Bullying can only be dealt with by us, the bystanders. Here’s how I think we should do it:

We must stop bullying the moment we see it. We must stop bullying by instantly removing the bully from the situation (not the target), and treating their behaviour not with attentive discipline but rather with conscious isolation.

Do not talk to a bully. Do not look at them. Do not allow them to participate in a conversation, activity, or acknowledge them in any way whatsoever. Eventually they will fall silent, and stop trying to draw attention to themselves. Do not talk to them, just leave them alone with their thoughts. They will have no choice but to think about what they have done. I assume this resembles the “timeout” technique used with young children, but since bullies aren’t children (they are often adults) you will have to go one step further to be effective.

Once the bully has had time to cool off, you must talk to them. Make them do most of the talking. Through questions, observation, and examples (ideally of people they admire) you must allow them to understand the value of positive relationships, and the integral role socially acceptable behaviour plays in making our world a live-able place.

Encourage them to learn about the school massacres at Virgina Tech, Columbine, Jonesboro, and the many other examples of what can happen when bullying gets so extreme it pushes the victims to insanity. Encourage them also to learn about the far less spectacular but far more numerous instances where bullies simply pushed their victims to commit suicide.

Most importantly, make sure they understand that their bullying differs little, if any, from the bullying that led to these tragedies.
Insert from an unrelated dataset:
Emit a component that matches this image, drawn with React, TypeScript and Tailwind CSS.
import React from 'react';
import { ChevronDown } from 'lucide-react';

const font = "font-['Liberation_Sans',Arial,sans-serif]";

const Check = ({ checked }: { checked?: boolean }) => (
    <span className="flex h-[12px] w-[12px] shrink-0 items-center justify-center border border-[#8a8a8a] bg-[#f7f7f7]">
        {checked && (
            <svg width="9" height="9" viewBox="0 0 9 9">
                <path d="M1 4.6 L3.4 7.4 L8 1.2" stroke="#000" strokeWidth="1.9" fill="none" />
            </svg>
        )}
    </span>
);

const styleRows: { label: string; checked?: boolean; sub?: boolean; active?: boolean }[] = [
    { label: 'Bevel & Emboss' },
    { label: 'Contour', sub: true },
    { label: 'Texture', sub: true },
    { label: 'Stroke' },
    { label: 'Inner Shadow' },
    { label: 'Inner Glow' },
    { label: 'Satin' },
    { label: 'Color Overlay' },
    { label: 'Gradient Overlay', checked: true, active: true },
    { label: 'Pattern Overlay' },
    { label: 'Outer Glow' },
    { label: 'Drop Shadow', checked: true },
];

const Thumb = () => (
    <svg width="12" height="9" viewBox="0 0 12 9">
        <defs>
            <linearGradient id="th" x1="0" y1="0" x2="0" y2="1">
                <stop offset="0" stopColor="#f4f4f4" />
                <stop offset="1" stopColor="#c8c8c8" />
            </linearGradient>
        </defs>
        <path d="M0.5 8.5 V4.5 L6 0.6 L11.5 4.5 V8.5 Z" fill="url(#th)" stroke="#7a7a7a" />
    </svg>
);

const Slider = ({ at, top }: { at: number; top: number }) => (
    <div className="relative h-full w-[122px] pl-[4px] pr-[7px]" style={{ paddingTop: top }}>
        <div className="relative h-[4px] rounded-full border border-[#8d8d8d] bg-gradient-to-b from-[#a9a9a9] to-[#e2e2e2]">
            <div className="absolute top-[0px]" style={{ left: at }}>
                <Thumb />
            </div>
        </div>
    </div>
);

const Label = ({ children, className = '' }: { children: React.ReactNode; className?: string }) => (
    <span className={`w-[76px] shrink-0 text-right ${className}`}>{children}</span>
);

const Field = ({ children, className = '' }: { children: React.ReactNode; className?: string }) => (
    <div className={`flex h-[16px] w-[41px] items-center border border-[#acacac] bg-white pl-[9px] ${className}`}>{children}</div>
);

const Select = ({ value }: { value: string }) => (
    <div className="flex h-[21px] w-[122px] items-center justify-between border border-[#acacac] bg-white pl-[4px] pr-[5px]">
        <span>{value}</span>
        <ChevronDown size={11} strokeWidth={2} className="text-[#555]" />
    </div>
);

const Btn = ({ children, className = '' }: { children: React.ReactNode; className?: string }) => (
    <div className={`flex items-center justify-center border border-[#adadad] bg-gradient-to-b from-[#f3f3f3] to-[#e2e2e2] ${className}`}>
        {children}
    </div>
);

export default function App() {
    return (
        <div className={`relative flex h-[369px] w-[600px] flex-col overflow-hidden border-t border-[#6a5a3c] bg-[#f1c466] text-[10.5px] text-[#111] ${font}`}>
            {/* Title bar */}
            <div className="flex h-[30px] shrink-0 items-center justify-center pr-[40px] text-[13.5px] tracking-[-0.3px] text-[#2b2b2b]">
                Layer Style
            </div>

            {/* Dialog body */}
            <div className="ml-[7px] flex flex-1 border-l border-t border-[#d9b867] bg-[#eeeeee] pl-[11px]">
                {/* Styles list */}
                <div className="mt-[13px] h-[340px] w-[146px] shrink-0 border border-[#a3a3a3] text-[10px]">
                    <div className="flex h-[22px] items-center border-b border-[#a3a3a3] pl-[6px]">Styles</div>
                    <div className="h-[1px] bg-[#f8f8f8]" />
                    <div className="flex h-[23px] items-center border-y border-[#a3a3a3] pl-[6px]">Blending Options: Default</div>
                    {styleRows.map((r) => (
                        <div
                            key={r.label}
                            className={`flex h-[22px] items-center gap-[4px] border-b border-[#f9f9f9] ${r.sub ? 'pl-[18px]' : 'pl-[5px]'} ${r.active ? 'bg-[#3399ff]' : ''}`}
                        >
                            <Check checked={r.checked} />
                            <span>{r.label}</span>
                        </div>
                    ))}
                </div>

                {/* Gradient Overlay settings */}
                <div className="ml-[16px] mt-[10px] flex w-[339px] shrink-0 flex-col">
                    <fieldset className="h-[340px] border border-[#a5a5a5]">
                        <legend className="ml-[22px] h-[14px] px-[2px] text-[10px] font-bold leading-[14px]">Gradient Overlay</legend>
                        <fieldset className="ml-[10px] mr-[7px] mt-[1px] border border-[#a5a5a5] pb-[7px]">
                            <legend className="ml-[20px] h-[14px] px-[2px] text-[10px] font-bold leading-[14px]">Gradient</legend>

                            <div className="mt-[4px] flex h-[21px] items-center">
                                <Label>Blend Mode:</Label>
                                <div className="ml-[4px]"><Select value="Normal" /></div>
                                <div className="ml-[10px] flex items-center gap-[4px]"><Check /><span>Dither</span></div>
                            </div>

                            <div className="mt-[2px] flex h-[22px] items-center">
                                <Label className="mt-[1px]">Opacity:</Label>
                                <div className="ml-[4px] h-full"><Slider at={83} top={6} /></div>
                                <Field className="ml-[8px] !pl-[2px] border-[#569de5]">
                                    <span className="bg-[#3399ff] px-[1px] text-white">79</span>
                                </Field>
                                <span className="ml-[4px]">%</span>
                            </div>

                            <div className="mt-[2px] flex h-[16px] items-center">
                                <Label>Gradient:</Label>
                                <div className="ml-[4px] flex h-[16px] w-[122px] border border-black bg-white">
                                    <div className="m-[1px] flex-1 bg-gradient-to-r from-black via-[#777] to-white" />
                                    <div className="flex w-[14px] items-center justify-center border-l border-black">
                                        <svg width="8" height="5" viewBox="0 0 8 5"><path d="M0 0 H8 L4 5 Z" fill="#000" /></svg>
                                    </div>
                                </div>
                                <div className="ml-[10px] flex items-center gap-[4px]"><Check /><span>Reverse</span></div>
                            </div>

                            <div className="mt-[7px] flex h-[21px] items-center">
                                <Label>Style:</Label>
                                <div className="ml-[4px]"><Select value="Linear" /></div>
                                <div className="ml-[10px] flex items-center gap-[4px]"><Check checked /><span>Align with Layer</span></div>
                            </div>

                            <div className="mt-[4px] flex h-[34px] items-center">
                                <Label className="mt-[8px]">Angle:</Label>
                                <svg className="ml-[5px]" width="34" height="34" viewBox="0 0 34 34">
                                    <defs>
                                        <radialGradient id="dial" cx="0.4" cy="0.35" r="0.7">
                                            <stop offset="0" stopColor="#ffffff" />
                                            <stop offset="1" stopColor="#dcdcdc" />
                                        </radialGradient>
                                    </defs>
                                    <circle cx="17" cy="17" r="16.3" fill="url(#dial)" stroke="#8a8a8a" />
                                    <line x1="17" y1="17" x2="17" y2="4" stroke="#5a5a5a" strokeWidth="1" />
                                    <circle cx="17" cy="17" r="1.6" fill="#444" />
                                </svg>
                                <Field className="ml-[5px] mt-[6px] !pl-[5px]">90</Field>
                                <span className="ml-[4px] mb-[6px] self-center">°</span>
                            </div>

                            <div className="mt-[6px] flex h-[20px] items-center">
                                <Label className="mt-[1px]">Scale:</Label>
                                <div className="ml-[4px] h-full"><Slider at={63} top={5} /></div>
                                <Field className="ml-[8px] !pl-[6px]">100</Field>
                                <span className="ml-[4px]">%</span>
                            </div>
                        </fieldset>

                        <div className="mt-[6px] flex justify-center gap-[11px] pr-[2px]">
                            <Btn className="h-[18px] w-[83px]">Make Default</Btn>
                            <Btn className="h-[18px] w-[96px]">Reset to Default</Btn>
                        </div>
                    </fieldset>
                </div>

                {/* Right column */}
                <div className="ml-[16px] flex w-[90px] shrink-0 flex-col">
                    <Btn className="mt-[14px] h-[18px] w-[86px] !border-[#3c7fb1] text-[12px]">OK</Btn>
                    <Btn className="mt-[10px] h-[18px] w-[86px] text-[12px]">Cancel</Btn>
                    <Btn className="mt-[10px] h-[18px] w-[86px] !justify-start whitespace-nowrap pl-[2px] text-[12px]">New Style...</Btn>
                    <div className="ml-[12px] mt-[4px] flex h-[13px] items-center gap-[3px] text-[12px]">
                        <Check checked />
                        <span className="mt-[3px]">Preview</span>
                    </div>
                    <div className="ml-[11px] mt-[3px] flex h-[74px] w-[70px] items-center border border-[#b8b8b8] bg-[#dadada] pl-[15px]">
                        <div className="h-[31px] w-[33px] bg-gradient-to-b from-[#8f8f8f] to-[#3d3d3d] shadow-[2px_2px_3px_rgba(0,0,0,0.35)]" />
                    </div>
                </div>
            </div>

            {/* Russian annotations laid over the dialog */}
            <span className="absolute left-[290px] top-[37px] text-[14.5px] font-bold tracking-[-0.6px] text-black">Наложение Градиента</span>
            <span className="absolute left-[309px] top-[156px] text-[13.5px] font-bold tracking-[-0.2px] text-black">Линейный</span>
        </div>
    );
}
I am no longer a victim of bullying. After many years of slow, gradual, painful discovery, I have at last found enough people who do not hate me to live life relatively free of bullies. I can go most of the places I need to go and do most of the things I need to do and be met with friendly, personable human beings who wish to do me no harm. Of course, there are still a few bullies that, out of necessity, I must cross paths with once in a while, and I do not enjoy those days. But with the love and support of family, community, and an ever-expanding circle of friends I have broken free. I hope that by sharing my experiences it will help, in some small way, to show the bystanders of bullying that they are the ones who have the most important role to play in ending the violence, and that it will help to hasten the day when bully is a word no one ever again needs to fear.